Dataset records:
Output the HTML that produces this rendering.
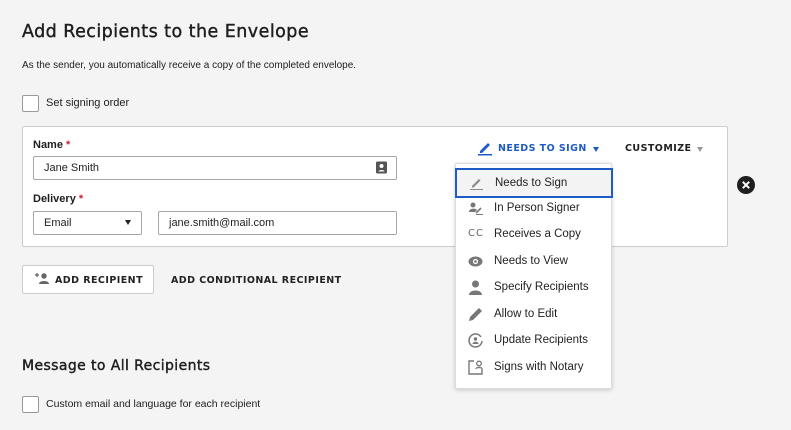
<!DOCTYPE html>
<html><head><meta charset="utf-8"><style>
*{box-sizing:border-box;margin:0;padding:0}
body{width:791px;height:430px;background:#f4f4f4;font-family:"Liberation Sans",Arial,Helvetica,sans-serif;color:#1e1e1e;position:relative;overflow:hidden;font-size:11px}
.a{position:absolute}
.h{font-family:"DejaVu Sans",sans-serif;-webkit-text-stroke:0.4px #1e1e1e;white-space:nowrap}
.cb{width:17px;height:17px;border:1px solid #999;border-radius:2px;background:#fff}
.caps{font-family:"DejaVu Sans",sans-serif;font-size:9.5px;font-weight:bold;letter-spacing:0.45px;white-space:nowrap}
.inp{background:#fff;border:1px solid #a6a6a6;border-radius:2px;height:24px;line-height:22px;padding-left:10px;font-size:11px}
.lbl{font-weight:bold;font-size:11px}
.lbl span{color:#c8262e}
.menu{left:455px;top:163px;width:157px;height:226px;background:#fff;border:1px solid #ddd;box-shadow:0 1px 4px rgba(0,0,0,.2);border-radius:2px}
.it{position:absolute;left:0;height:26px;width:100%;line-height:26px;padding-left:38px;font-size:11.5px;color:#222}
.ic{position:absolute;left:12px;top:6px;width:15px;height:15px}
</style></head><body>
<div class="a h" style="left:22px;top:22px;font-size:17.5px;letter-spacing:0.45px">Add Recipients to the Envelope</div>
<div class="a" style="left:22px;top:60px;font-size:10px;">As the sender, you automatically receive a copy of the completed envelope.</div>
<div class="a cb" style="left:22px;top:95px"></div>
<div class="a" style="left:46px;top:97px;font-size:11px">Set signing order</div>

<div class="a" style="left:22px;top:126px;width:706px;height:121px;background:#fff;border:1px solid #ccc;border-radius:2px"></div>
<div class="a lbl" style="left:33px;top:139px">Name <span>*</span></div>
<div class="a inp" style="left:33px;top:156px;width:364px">Jane Smith</div>
<svg class="a" style="left:375px;top:161px" width="13" height="13" viewBox="0 0 13 13"><rect x="1" y="0.5" width="11" height="12" rx="1.5" fill="#555"/><circle cx="6.5" cy="5" r="2" fill="#fff"/><path d="M3.5 10.5c0-2 6-2 6 0z" fill="#fff"/></svg>
<div class="a lbl" style="left:33px;top:193px">Delivery <span>*</span></div>
<div class="a inp" style="left:33px;top:211px;width:109px">Email</div>
<div class="a" style="left:125px;top:220px;width:0;height:0;border-left:3.5px solid transparent;border-right:3.5px solid transparent;border-top:5px solid #222"></div>
<div class="a inp" style="left:158px;top:211px;width:239px">jane.smith@mail.com</div>

<svg class="a" style="left:477px;top:140px" width="16" height="16" viewBox="0 0 16 16"><path d="M3 11L11 3l2 2-8 8H3z" fill="#1f5bc4"/><rect x="1" y="14" width="14" height="1.5" fill="#1f5bc4"/></svg>
<div class="a caps" style="left:498px;top:143px;color:#1f5bc4">NEEDS TO SIGN</div>
<div class="a" style="left:593px;top:147px;border-left:3.5px solid transparent;border-right:3.5px solid transparent;border-top:5px solid #1f5bc4"></div>
<div class="a caps" style="left:625px;top:143px;color:#222">CUSTOMIZE</div>
<div class="a" style="left:697px;top:147px;border-left:3.5px solid transparent;border-right:3.5px solid transparent;border-top:5px solid #999"></div>
<svg class="a" style="left:737px;top:176px" width="18" height="18" viewBox="0 0 18 18"><circle cx="9" cy="9" r="9" fill="#1e1e1e"/><path d="M5.8 5.8l6.4 6.4M12.2 5.8l-6.4 6.4" stroke="#fff" stroke-width="2"/></svg>

<div class="a" style="left:22px;top:265px;width:132px;height:29px;background:#fff;border:1px solid #ccc;border-radius:2px"></div>
<svg class="a" style="left:34px;top:272px" width="16" height="14" viewBox="0 0 16 14"><path d="M1 3h4M3 1v4" stroke="#666" stroke-width="1.3"/><circle cx="10" cy="4" r="2.7" fill="#666"/><path d="M5 12c0-4 10-4 10 0z" fill="#666"/></svg>
<div class="a caps" style="left:55px;top:275px;color:#222">ADD RECIPIENT</div>
<div class="a caps" style="left:171px;top:275px;color:#222">ADD CONDITIONAL RECIPIENT</div>

<div class="a h" style="left:22px;top:358px;font-size:14px;letter-spacing:0.4px">Message to All Recipients</div>
<div class="a cb" style="left:22px;top:396px"></div>
<div class="a" style="left:46px;top:398px;font-size:10.5px">Custom email and language for each recipient</div>

<div class="a menu">
<div class="it" style="top:4px;height:30px;line-height:26px;background:#f3f3f3;border:2px solid #1f5bc4;left:-1px;width:158px"><svg class="ic" style="top:6px" viewBox="0 0 15 15"><path d="M3 10L10 3l1.5 1.5-7 7H3z" fill="#888"/><rect x="1" y="13" width="13" height="1" fill="#888"/></svg>Needs to Sign</div>
<div class="it" style="top:31px"><svg class="ic" viewBox="0 0 15 15"><circle cx="5" cy="4" r="2.5" fill="#777"/><path d="M1 11c0-4 7-4 8-2l-2 2z" fill="#777"/><path d="M8 12l5-5" stroke="#777" stroke-width="1.6"/><rect x="8" y="13" width="7" height="1" fill="#777"/></svg>In Person Signer</div>
<div class="it" style="top:57px"><span style="position:absolute;left:12px;font-family:'DejaVu Sans',sans-serif;font-size:10px;color:#666;letter-spacing:1px">CC</span>Receives a Copy</div>
<div class="it" style="top:84px"><svg class="ic" viewBox="0 0 15 15"><ellipse cx="7.5" cy="7.5" rx="7" ry="5" fill="#777"/><circle cx="7.5" cy="7.5" r="2.6" fill="#fff"/><circle cx="7.5" cy="7.5" r="1.3" fill="#777"/></svg>Needs to View</div>
<div class="it" style="top:110px"><svg class="ic" viewBox="0 0 15 15"><circle cx="7.5" cy="4" r="3.5" fill="#777"/><path d="M1 15c0-6 13-6 13 0z" fill="#777"/></svg>Specify Recipients</div>
<div class="it" style="top:137px"><svg class="ic" viewBox="0 0 15 15"><path d="M1 14l1-4 9-9 3 3-9 9z" fill="#777"/></svg>Allow to Edit</div>
<div class="it" style="top:163px"><svg class="ic" viewBox="0 0 15 15"><path d="M13 4A6.5 6.5 0 1 0 14 8" stroke="#777" stroke-width="1.5" fill="none"/><circle cx="7.5" cy="6" r="1.7" fill="#777"/><path d="M4.5 11c0-3 6-3 6 0z" fill="#777"/></svg>Update Recipients</div>
<div class="it" style="top:190px"><svg class="ic" viewBox="0 0 15 15"><path d="M6 1H1v13h13V9" stroke="#777" stroke-width="1.4" fill="none"/><circle cx="11" cy="3.5" r="2.3" stroke="#777" stroke-width="1.3" fill="none"/><path d="M8 9c0-2 6-2 6 0" stroke="#777" stroke-width="1.3" fill="none"/></svg>Signs with Notary</div>
</div>
</body></html>
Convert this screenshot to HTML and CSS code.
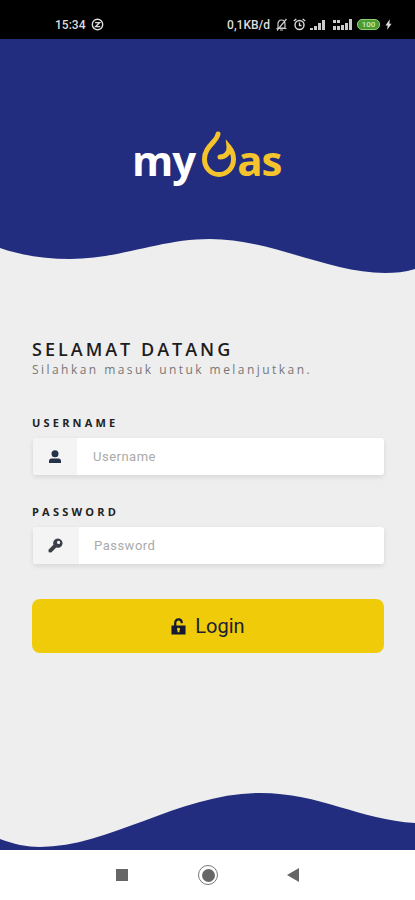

▸ **Exercise aim**: Repeat all of the records verbatim, leaving out the pictures.

▸ **Answer to this task**:
Output the HTML that produces this rendering.
<!DOCTYPE html>
<html><head><meta charset="utf-8"><style>
*{box-sizing:border-box;margin:0;padding:0}
body{width:791px;height:430px;background:#f4f4f4;font-family:"Liberation Sans",Arial,Helvetica,sans-serif;color:#1e1e1e;position:relative;overflow:hidden;font-size:11px}
.a{position:absolute}
.h{font-family:"DejaVu Sans",sans-serif;-webkit-text-stroke:0.4px #1e1e1e;white-space:nowrap}
.cb{width:17px;height:17px;border:1px solid #999;border-radius:2px;background:#fff}
.caps{font-family:"DejaVu Sans",sans-serif;font-size:9.5px;font-weight:bold;letter-spacing:0.45px;white-space:nowrap}
.inp{background:#fff;border:1px solid #a6a6a6;border-radius:2px;height:24px;line-height:22px;padding-left:10px;font-size:11px}
.lbl{font-weight:bold;font-size:11px}
.lbl span{color:#c8262e}
.menu{left:455px;top:163px;width:157px;height:226px;background:#fff;border:1px solid #ddd;box-shadow:0 1px 4px rgba(0,0,0,.2);border-radius:2px}
.it{position:absolute;left:0;height:26px;width:100%;line-height:26px;padding-left:38px;font-size:11.5px;color:#222}
.ic{position:absolute;left:12px;top:6px;width:15px;height:15px}
</style></head><body>
<div class="a h" style="left:22px;top:22px;font-size:17.5px;letter-spacing:0.45px">Add Recipients to the Envelope</div>
<div class="a" style="left:22px;top:60px;font-size:10px;">As the sender, you automatically receive a copy of the completed envelope.</div>
<div class="a cb" style="left:22px;top:95px"></div>
<div class="a" style="left:46px;top:97px;font-size:11px">Set signing order</div>

<div class="a" style="left:22px;top:126px;width:706px;height:121px;background:#fff;border:1px solid #ccc;border-radius:2px"></div>
<div class="a lbl" style="left:33px;top:139px">Name <span>*</span></div>
<div class="a inp" style="left:33px;top:156px;width:364px">Jane Smith</div>
<svg class="a" style="left:375px;top:161px" width="13" height="13" viewBox="0 0 13 13"><rect x="1" y="0.5" width="11" height="12" rx="1.5" fill="#555"/><circle cx="6.5" cy="5" r="2" fill="#fff"/><path d="M3.5 10.5c0-2 6-2 6 0z" fill="#fff"/></svg>
<div class="a lbl" style="left:33px;top:193px">Delivery <span>*</span></div>
<div class="a inp" style="left:33px;top:211px;width:109px">Email</div>
<div class="a" style="left:125px;top:220px;width:0;height:0;border-left:3.5px solid transparent;border-right:3.5px solid transparent;border-top:5px solid #222"></div>
<div class="a inp" style="left:158px;top:211px;width:239px">jane.smith@mail.com</div>

<svg class="a" style="left:477px;top:140px" width="16" height="16" viewBox="0 0 16 16"><path d="M3 11L11 3l2 2-8 8H3z" fill="#1f5bc4"/><rect x="1" y="14" width="14" height="1.5" fill="#1f5bc4"/></svg>
<div class="a caps" style="left:498px;top:143px;color:#1f5bc4">NEEDS TO SIGN</div>
<div class="a" style="left:593px;top:147px;border-left:3.5px solid transparent;border-right:3.5px solid transparent;border-top:5px solid #1f5bc4"></div>
<div class="a caps" style="left:625px;top:143px;color:#222">CUSTOMIZE</div>
<div class="a" style="left:697px;top:147px;border-left:3.5px solid transparent;border-right:3.5px solid transparent;border-top:5px solid #999"></div>
<svg class="a" style="left:737px;top:176px" width="18" height="18" viewBox="0 0 18 18"><circle cx="9" cy="9" r="9" fill="#1e1e1e"/><path d="M5.8 5.8l6.4 6.4M12.2 5.8l-6.4 6.4" stroke="#fff" stroke-width="2"/></svg>

<div class="a" style="left:22px;top:265px;width:132px;height:29px;background:#fff;border:1px solid #ccc;border-radius:2px"></div>
<svg class="a" style="left:34px;top:272px" width="16" height="14" viewBox="0 0 16 14"><path d="M1 3h4M3 1v4" stroke="#666" stroke-width="1.3"/><circle cx="10" cy="4" r="2.7" fill="#666"/><path d="M5 12c0-4 10-4 10 0z" fill="#666"/></svg>
<div class="a caps" style="left:55px;top:275px;color:#222">ADD RECIPIENT</div>
<div class="a caps" style="left:171px;top:275px;color:#222">ADD CONDITIONAL RECIPIENT</div>

<div class="a h" style="left:22px;top:358px;font-size:14px;letter-spacing:0.4px">Message to All Recipients</div>
<div class="a cb" style="left:22px;top:396px"></div>
<div class="a" style="left:46px;top:398px;font-size:10.5px">Custom email and language for each recipient</div>

<div class="a menu">
<div class="it" style="top:4px;height:30px;line-height:26px;background:#f3f3f3;border:2px solid #1f5bc4;left:-1px;width:158px"><svg class="ic" style="top:6px" viewBox="0 0 15 15"><path d="M3 10L10 3l1.5 1.5-7 7H3z" fill="#888"/><rect x="1" y="13" width="13" height="1" fill="#888"/></svg>Needs to Sign</div>
<div class="it" style="top:31px"><svg class="ic" viewBox="0 0 15 15"><circle cx="5" cy="4" r="2.5" fill="#777"/><path d="M1 11c0-4 7-4 8-2l-2 2z" fill="#777"/><path d="M8 12l5-5" stroke="#777" stroke-width="1.6"/><rect x="8" y="13" width="7" height="1" fill="#777"/></svg>In Person Signer</div>
<div class="it" style="top:57px"><span style="position:absolute;left:12px;font-family:'DejaVu Sans',sans-serif;font-size:10px;color:#666;letter-spacing:1px">CC</span>Receives a Copy</div>
<div class="it" style="top:84px"><svg class="ic" viewBox="0 0 15 15"><ellipse cx="7.5" cy="7.5" rx="7" ry="5" fill="#777"/><circle cx="7.5" cy="7.5" r="2.6" fill="#fff"/><circle cx="7.5" cy="7.5" r="1.3" fill="#777"/></svg>Needs to View</div>
<div class="it" style="top:110px"><svg class="ic" viewBox="0 0 15 15"><circle cx="7.5" cy="4" r="3.5" fill="#777"/><path d="M1 15c0-6 13-6 13 0z" fill="#777"/></svg>Specify Recipients</div>
<div class="it" style="top:137px"><svg class="ic" viewBox="0 0 15 15"><path d="M1 14l1-4 9-9 3 3-9 9z" fill="#777"/></svg>Allow to Edit</div>
<div class="it" style="top:163px"><svg class="ic" viewBox="0 0 15 15"><path d="M13 4A6.5 6.5 0 1 0 14 8" stroke="#777" stroke-width="1.5" fill="none"/><circle cx="7.5" cy="6" r="1.7" fill="#777"/><path d="M4.5 11c0-3 6-3 6 0z" fill="#777"/></svg>Update Recipients</div>
<div class="it" style="top:190px"><svg class="ic" viewBox="0 0 15 15"><path d="M6 1H1v13h13V9" stroke="#777" stroke-width="1.4" fill="none"/><circle cx="11" cy="3.5" r="2.3" stroke="#777" stroke-width="1.3" fill="none"/><path d="M8 9c0-2 6-2 6 0" stroke="#777" stroke-width="1.3" fill="none"/></svg>Signs with Notary</div>
</div>
</body></html>
Convert this screenshot to HTML and CSS code.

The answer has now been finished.